1. Primary Driver: RECQL4 is the primary factor recruited to early-firing IZs to facilitate the conformational changes required for ssDNA extrusion from the MCM ring.
2. Backup Mechanism: MCM10 serves as a backup; when RECQL4 is absent, MCM10 is recruited more robustly to IZs to perform the same function, though less efficiently.
3. Mechanism of Action: The functional redundancy relies on the ssDNA-binding activity of both proteins. They likely cooperate to capture or stabilize the extruded ssDNA, allowing the two CMG helicases to pass each other and transition into active replisomes.
4. Interaction: The Sld2-like domain of RECQL4 interacts with MCM10, enhancing the efficiency of this process.

5. Significance

• Clarifies Human Replication Initiation: This study resolves the long-standing question of how CMG activation occurs in human cells, identifying MCM10 and RECQL4 as the critical factors.
• Mechanistic Insight: It establishes that the ssDNA-binding capability of these proteins is the fundamental mechanism driving the transition from a double hexamer to active, separated CMG helicases.
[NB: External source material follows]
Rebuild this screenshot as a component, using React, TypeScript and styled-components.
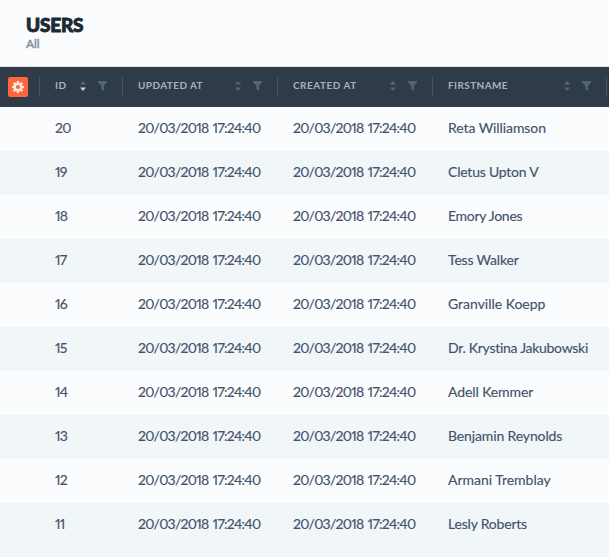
import React from "react";
import styled, { createGlobalStyle } from "styled-components";

const GlobalStyle = createGlobalStyle`
  *, *::before, *::after { box-sizing: border-box; }
  html, body { margin: 0; height: 100%; overflow: hidden; }
  body { background: #fbfcfe; font-family: Lato, "Open Sans", sans-serif; }
`;

const Page = styled.main`
  width: 609px;
  height: 557px;
  overflow: hidden;
  display: flex;
  flex-direction: column;
`;

const PageHeader = styled.header`
  height: 67px;
  flex: none;
  padding: 14px 0 0 26px;
  border-bottom: 1px solid #dce6ea;
`;

const Title = styled.h1`
  margin: 0;
  font-size: 19px;
  line-height: 22px;
  font-weight: 900;
  letter-spacing: -0.2px;
  color: #1d2a35;
  -webkit-text-stroke: 0.9px #1d2a35;
`;

const Subtitle = styled.div`
  font-size: 12px;
  line-height: 16px;
  letter-spacing: -0.1px;
  color: #8091a7;
  -webkit-text-stroke: 0.5px #8091a7;
`;

const columns = "39px 83px 155px 155px 174px 1fr";

const HeadRow = styled.div`
  display: grid;
  grid-template-columns: ${columns};
  align-items: center;
  height: 40px;
  flex: none;
  background: #2f3b48;
`;

const GearCell = styled.div`
  padding-left: 8px;
`;

const GearButton = styled.button`
  display: flex;
  align-items: center;
  justify-content: center;
  width: 20px;
  height: 20px;
  padding: 0;
  border: 0;
  border-radius: 2px;
  background: #ff663b;
`;

const HeadCell = styled.div`
  display: flex;
  align-items: center;
  height: 20px;
  padding: 0 15px;
  border-left: 1px solid #43566b;
`;

const HeadLabel = styled.span<{ $spacing: number }>`
  flex: 1;
  font-size: 10px;
  line-height: 17px;
  padding-bottom: 3px;
  font-weight: 700;
  letter-spacing: ${(p) => p.$spacing}px;
  white-space: nowrap;
  color: #a5b3c1;
`;

const HeadIcons = styled.div`
  display: flex;
  align-items: center;
  gap: 12px;
  padding-bottom: 2px;
`;

const Row = styled.div<{ $striped: boolean }>`
  display: grid;
  grid-template-columns: ${columns};
  height: 44px;
  flex: none;
  background: ${(p) => (p.$striped ? "#f1f6f9" : "#fbfcfe")};
`;

const Filler = styled.div`
  flex: 1;
  background: #f1f6f9;
`;

const Cell = styled.div<{ $spacing: number }>`
  padding-left: 16px;
  font-size: 14px;
  line-height: 42px;
  font-variant-numeric: proportional-nums;
  white-space: nowrap;
  letter-spacing: ${(p) => p.$spacing}px;
  color: #42526a;
  -webkit-text-stroke: 0.15px #42526a;
`;

const DateCell = styled(Cell)`
  word-spacing: 1.2px;
`;

function GearIcon() {
  return (
    <svg width="12" height="12" viewBox="0 0 12 12" fill="none">
      <circle cx="6" cy="6" r="3.3" stroke="#ffe9e0" strokeWidth="2.4" />
      {[0, 45, 90, 135, 180, 225, 270, 315].map((angle) => (
        <rect key={angle} x="4.85" y="0" width="2.3" height="2.4" rx="0.3" fill="#ffe9e0" transform={`rotate(${angle} 6 6)`} />
      ))}
    </svg>
  );
}

function SortIcon({ active }: { active: boolean }) {
  return (
    <svg width="6" height="10" viewBox="0 0 6 10">
      <path d="M0 3.5 3 0l3 3.5z" fill="#53657b" />
      <path d="M0 6.5h6L3 10z" fill={active ? "#cbd8e2" : "#53657b"} />
    </svg>
  );
}

function FilterIcon() {
  return (
    <svg width="9" height="10" viewBox="0 0 9 10">
      <path d="M0 0h9v1.2L6 4.8V10L3.2 8V4.8L0 1.2z" fill="#50647c" />
    </svg>
  );
}

const headings = [
  { label: "ID", spacing: 0.5, sorted: true },
  { label: "UPDATED AT", spacing: 0.4, sorted: false },
  { label: "CREATED AT", spacing: 0.5, sorted: false },
  { label: "FIRSTNAME", spacing: 0.4, sorted: false },
];

const timestamp = "20/03/2018 17:24:40";

const users = [
  { id: 20, name: "Reta Williamson", spacing: -0.08 },
  { id: 19, name: "Cletus Upton V", spacing: -0.22 },
  { id: 18, name: "Emory Jones", spacing: -0.28 },
  { id: 17, name: "Tess Walker", spacing: -0.18 },
  { id: 16, name: "Granville Koepp", spacing: -0.02 },
  { id: 15, name: "Dr. Krystina Jakubowski", spacing: -0.28 },
  { id: 14, name: "Adell Kemmer", spacing: -0.1 },
  { id: 13, name: "Benjamin Reynolds", spacing: -0.13 },
  { id: 12, name: "Armani Tremblay", spacing: -0.02 },
  { id: 11, name: "Lesly Roberts", spacing: -0.2 },
];

export default function App() {
  return (
    <>
      <GlobalStyle />
      <Page>
        <PageHeader>
          <Title>USERS</Title>
          <Subtitle>All</Subtitle>
        </PageHeader>
        <HeadRow>
          <GearCell>
            <GearButton aria-label="Settings">
              <GearIcon />
            </GearButton>
          </GearCell>
          {headings.map((h) => (
            <HeadCell key={h.label}>
              <HeadLabel $spacing={h.spacing}>{h.label}</HeadLabel>
              <HeadIcons>
                <SortIcon active={h.sorted} />
                <FilterIcon />
              </HeadIcons>
            </HeadCell>
          ))}
          <HeadCell />
        </HeadRow>
        {users.map((u, i) => (
          <Row key={u.id} $striped={i % 2 === 1}>
            <span />
            <Cell $spacing={-0.7}>{u.id}</Cell>
            <DateCell $spacing={-0.73}>{timestamp}</DateCell>
            <DateCell $spacing={-0.73}>{timestamp}</DateCell>
            <Cell $spacing={u.spacing}>{u.name}</Cell>
          </Row>
        ))}
        <Filler />
      </Page>
    </>
  );
}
• Disease Relevance: While the RECQ helicase domain of RECQL4 is linked to genetic disorders (Rothmund-Thomson syndrome, etc.), this study suggests that the replication initiation defects caused by RECQL4 mutations are likely due to the loss of its N-terminal functions (interaction and ssDNA binding), while the helicase domain may function in DNA repair.
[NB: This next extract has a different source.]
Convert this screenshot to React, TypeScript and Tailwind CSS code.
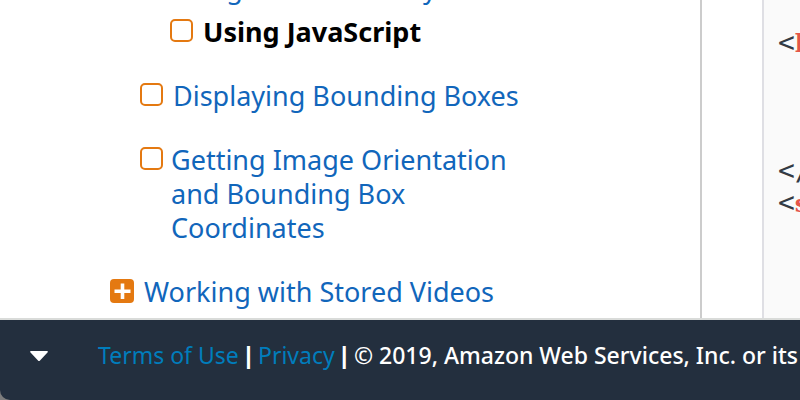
import React from 'react';

function Box() {
  return <span aria-hidden="true" className="mt-1 size-[23px] shrink-0 rounded-[5px] border-2 border-[#e47911]" />;
}

function Bar() {
  return <span className="font-['Liberation_Sans',sans-serif] font-bold"> | </span>;
}

function Tag({ name }: { name: string }) {
  return <b className="font-['DejaVu_Serif',serif] text-2xl leading-none text-[#e45649]">{name}</b>;
}

const link = 'text-[#1166bb] hover:underline';

export default function App() {
  return (
    <div className="flex h-screen flex-col overflow-hidden bg-[#7d7d7d] font-['Noto_Sans','Open_Sans',sans-serif]">
      <main className="flex min-h-0 flex-1 overflow-hidden bg-white">
        <nav aria-label="Contents" className="flex w-[702px] shrink-0 flex-col justify-end border-r-2 border-[#cccccc] pb-[9px] pl-[110px] text-[27px] leading-[34px]">
          <ul className="flex flex-col gap-[30px]">
            <li className="ml-[60px] flex flex-col gap-[10px]">
              <a href="#library" className={link}>Using the API Library</a>
              <span className="flex gap-[10px] text-black">
                <Box />
                <a href="#javascript" aria-current="page" className="font-bold">Using JavaScript</a>
              </span>
            </li>
            <li className="ml-[30px] flex gap-[10px]">
              <Box />
              <a href="#boxes" className={link}>Displaying Bounding Boxes</a>
            </li>
            <li className="ml-[30px] flex gap-2">
              <Box />
              <a href="#orientation" className={link}>
                Getting Image Orientation<br />and Bounding Box<br />Coordinates
              </a>
            </li>
            <li className="flex gap-[10px]">
              <svg className="mt-1 size-6 shrink-0" viewBox="0 0 24 24" aria-hidden="true">
                <rect width="24" height="24" rx="4" fill="#e47911" />
                <path d="M12.500 4.500v15.500M4.500 12.300h16" stroke="white" strokeWidth="3.600" />
              </svg>
              <a href="#videos" className={link}>Working with Stored Videos</a>
            </li>
          </ul>
        </nav>
        <div className="w-[60px] shrink-0" />
        <pre className="min-w-0 flex-1 overflow-hidden border-l-2 border-[#dfdfe4] bg-[#fafafa] pt-[27px] pl-[14px] text-[28px] leading-8 text-[#333a44]">
          <code className="block font-['DejaVu_Sans_Mono',monospace]">{'<'}<Tag name="head" />{'>\n\n\n\n</'}<Tag name="head" />{'>\n<'}<Tag name="script" />{'>'}</code>
        </pre>
      </main>
      <footer className="flex h-[82px] shrink-0 items-center overflow-hidden rounded-bl-[10px] border-t-2 border-[#d9dbd9] bg-[#232f3e] pb-2 pl-[30px] text-[23px] whitespace-nowrap text-white">
        <button type="button" aria-label="Collapse footer" className="mr-[50px] shrink-0">
          <svg className="h-[10px] w-[18px]" viewBox="0 0 18 10" fill="white" aria-hidden="true">
            <path d="M1 0H17Q18.500 .5 17.500 1.500L10 9.500Q9 10.500 8 9.500L.5 1.500Q-.5 .5 1 0Z" />
          </svg>
        </button>
        <p className="font-medium">
          <a href="#terms" className="font-normal text-[#007dbc]">Terms of Use</a>
          <Bar />
          <a href="#privacy" className="font-normal text-[#007dbc]">Privacy</a>
          <Bar />© 2019, Amazon Web Services, Inc. or its affiliates.
        </p>
      </footer>
    </div>
  );
}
• Therapeutic Potential: Understanding the redundancy between these two proteins could inform strategies for targeting cancer cells where replication stress is high, potentially by simultaneously inhibiting both pathways.

In summary, the paper demonstrates that MCM10 and RECQL4 are not merely assembly factors but are essential, redundant drivers of CMG activation in human cells, functioning through direct interaction and ssDNA binding to enable the extrusion of DNA required for replication fork establishment.